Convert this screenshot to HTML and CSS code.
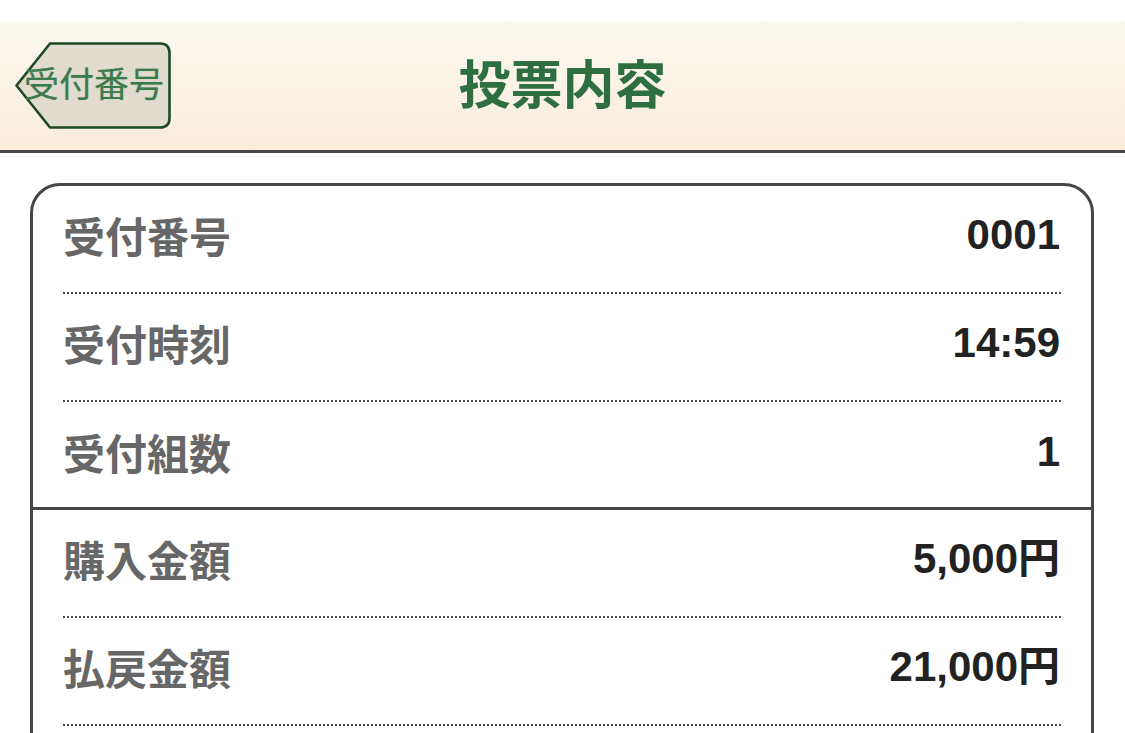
FILE: index.html
```html
<!DOCTYPE html>
<html lang="ja">
<head>
<meta charset="utf-8">
<title>投票内容</title>
<link rel="stylesheet" href="styles.css">
</head>
<body>
<header class="topbar">
  <div class="nav-left">
    <button class="back-btn" type="button">
      <svg class="back-shape" viewBox="0 0 156 87" aria-hidden="true">
        <path d="M35,1.5 H145 Q154.5,1.5 154.5,11 V76 Q154.5,85.5 145,85.5 H35 L1.5,43.5 Z" fill="#e1dccf" stroke="#1d4a20" stroke-width="2.6" stroke-linejoin="round"/>
      </svg>
      <span class="back-label">受付番号</span>
    </button>
  </div>
  <h1 class="title">投票内容</h1>
  <div class="nav-right"></div>
</header>
<main class="content">
  <section class="card">
    <div class="group">
      <div class="row"><span class="label">受付番号</span><span class="value">0001</span></div>
      <div class="row"><span class="label">受付時刻</span><span class="value">14:59</span></div>
      <div class="row"><span class="label">受付組数</span><span class="value">1</span></div>
    </div>
    <div class="group group-money">
      <div class="row"><span class="label">購入金額</span><span class="value">5,000円</span></div>
      <div class="row"><span class="label">払戻金額</span><span class="value">21,000円</span></div>
    </div>
  </section>
</main>
</body>
</html>
```

FILE: styles.css
```css
html, body {
  margin: 0;
  padding: 0;
  background: #ffffff;
}

body {
  font-family: "Noto Sans CJK JP", "Noto Sans", sans-serif;
}

.topbar {
  margin-top: 21px;
  height: 129px;
  display: grid;
  grid-template-columns: 1fr auto 1fr;
  align-items: center;
  background: linear-gradient(to bottom, #fcf9f0 0%, #f9ecdc 100%);
  border-bottom: 3px solid #484646;
}

.nav-left {
  display: flex;
  align-items: center;
  padding-left: 15px;
}

.back-btn {
  position: relative;
  width: 156px;
  height: 87px;
  padding: 0 0 8px 9px;
  margin: 0;
  border: none;
  background: transparent;
  display: flex;
  align-items: center;
  cursor: pointer;
}

.back-shape {
  position: absolute;
  left: 0;
  top: 0;
  width: 156px;
  height: 87px;
}

.back-label {
  position: relative;
  font-family: "Noto Sans CJK JP", sans-serif;
  font-size: 35px;
  line-height: 1;
  font-weight: 400;
  color: #3c7b4c;
  text-shadow: 0 0 1px rgba(40, 80, 40, 0.35);
  white-space: nowrap;
}

.title {
  margin: 0 0 8px 0;
  font-family: "Noto Sans CJK JP", sans-serif;
  font-size: 52px;
  line-height: 1;
  font-weight: 700;
  color: #2e6f3f;
}

.content {
  padding: 30px 31px 0 30px;
}

.card {
  border: 3px solid #464646;
  border-radius: 30px;
  padding-bottom: 60px;
}

.group-money {
  border-top: 3px solid #464646;
}

.row {
  height: 108px;
  box-sizing: border-box;
  padding-bottom: 10px;
  margin: 0 29px 0 30px;
  display: flex;
  align-items: center;
  justify-content: space-between;
  background-image: repeating-linear-gradient(to right, #4a4a4a 0, #4a4a4a 2px, transparent 2px, transparent 4px);
  background-size: 100% 2px;
  background-position: left bottom;
  background-repeat: no-repeat;
}

.group:first-child .row:last-child {
  background-image: none;
  height: 105px;
  padding-bottom: 6px;
}

.label {
  font-family: "Noto Sans CJK JP", sans-serif;
  font-weight: 700;
  font-size: 42px;
  line-height: 1;
  color: #676767;
}

.value {
  font-family: "Liberation Sans", "Noto Sans CJK JP", sans-serif;
  font-weight: 700;
  font-size: 42px;
  line-height: 1;
  color: #222222;
  margin-right: 2px;
}
```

### Objective
Retype the whole listing exactly and leave the pictures out.

### The solution
Convert this screenshot to HTML and CSS code.
FILE: index.html
```html
<!DOCTYPE html>
<html lang="ja">
<head>
<meta charset="utf-8">
<title>投票内容</title>
<link rel="stylesheet" href="styles.css">
</head>
<body>
<header class="topbar">
  <div class="nav-left">
    <button class="back-btn" type="button">
      <svg class="back-shape" viewBox="0 0 156 87" aria-hidden="true">
        <path d="M35,1.5 H145 Q154.5,1.5 154.5,11 V76 Q154.5,85.5 145,85.5 H35 L1.5,43.5 Z" fill="#e1dccf" stroke="#1d4a20" stroke-width="2.6" stroke-linejoin="round"/>
      </svg>
      <span class="back-label">受付番号</span>
    </button>
  </div>
  <h1 class="title">投票内容</h1>
  <div class="nav-right"></div>
</header>
<main class="content">
  <section class="card">
    <div class="group">
      <div class="row"><span class="label">受付番号</span><span class="value">0001</span></div>
      <div class="row"><span class="label">受付時刻</span><span class="value">14:59</span></div>
      <div class="row"><span class="label">受付組数</span><span class="value">1</span></div>
    </div>
    <div class="group group-money">
      <div class="row"><span class="label">購入金額</span><span class="value">5,000円</span></div>
      <div class="row"><span class="label">払戻金額</span><span class="value">21,000円</span></div>
    </div>
  </section>
</main>
</body>
</html>
```

FILE: styles.css
```css
html, body {
  margin: 0;
  padding: 0;
  background: #ffffff;
}

body {
  font-family: "Noto Sans CJK JP", "Noto Sans", sans-serif;
}

.topbar {
  margin-top: 21px;
  height: 129px;
  display: grid;
  grid-template-columns: 1fr auto 1fr;
  align-items: center;
  background: linear-gradient(to bottom, #fcf9f0 0%, #f9ecdc 100%);
  border-bottom: 3px solid #484646;
}

.nav-left {
  display: flex;
  align-items: center;
  padding-left: 15px;
}

.back-btn {
  position: relative;
  width: 156px;
  height: 87px;
  padding: 0 0 8px 9px;
  margin: 0;
  border: none;
  background: transparent;
  display: flex;
  align-items: center;
  cursor: pointer;
}

.back-shape {
  position: absolute;
  left: 0;
  top: 0;
  width: 156px;
  height: 87px;
}

.back-label {
  position: relative;
  font-family: "Noto Sans CJK JP", sans-serif;
  font-size: 35px;
  line-height: 1;
  font-weight: 400;
  color: #3c7b4c;
  text-shadow: 0 0 1px rgba(40, 80, 40, 0.35);
  white-space: nowrap;
}

.title {
  margin: 0 0 8px 0;
  font-family: "Noto Sans CJK JP", sans-serif;
  font-size: 52px;
  line-height: 1;
  font-weight: 700;
  color: #2e6f3f;
}

.content {
  padding: 30px 31px 0 30px;
}

.card {
  border: 3px solid #464646;
  border-radius: 30px;
  padding-bottom: 60px;
}

.group-money {
  border-top: 3px solid #464646;
}

.row {
  height: 108px;
  box-sizing: border-box;
  padding-bottom: 10px;
  margin: 0 29px 0 30px;
  display: flex;
  align-items: center;
  justify-content: space-between;
  background-image: repeating-linear-gradient(to right, #4a4a4a 0, #4a4a4a 2px, transparent 2px, transparent 4px);
  background-size: 100% 2px;
  background-position: left bottom;
  background-repeat: no-repeat;
}

.group:first-child .row:last-child {
  background-image: none;
  height: 105px;
  padding-bottom: 6px;
}

.label {
  font-family: "Noto Sans CJK JP", sans-serif;
  font-weight: 700;
  font-size: 42px;
  line-height: 1;
  color: #676767;
}

.value {
  font-family: "Liberation Sans", "Noto Sans CJK JP", sans-serif;
  font-weight: 700;
  font-size: 42px;
  line-height: 1;
  color: #222222;
  margin-right: 2px;
}
```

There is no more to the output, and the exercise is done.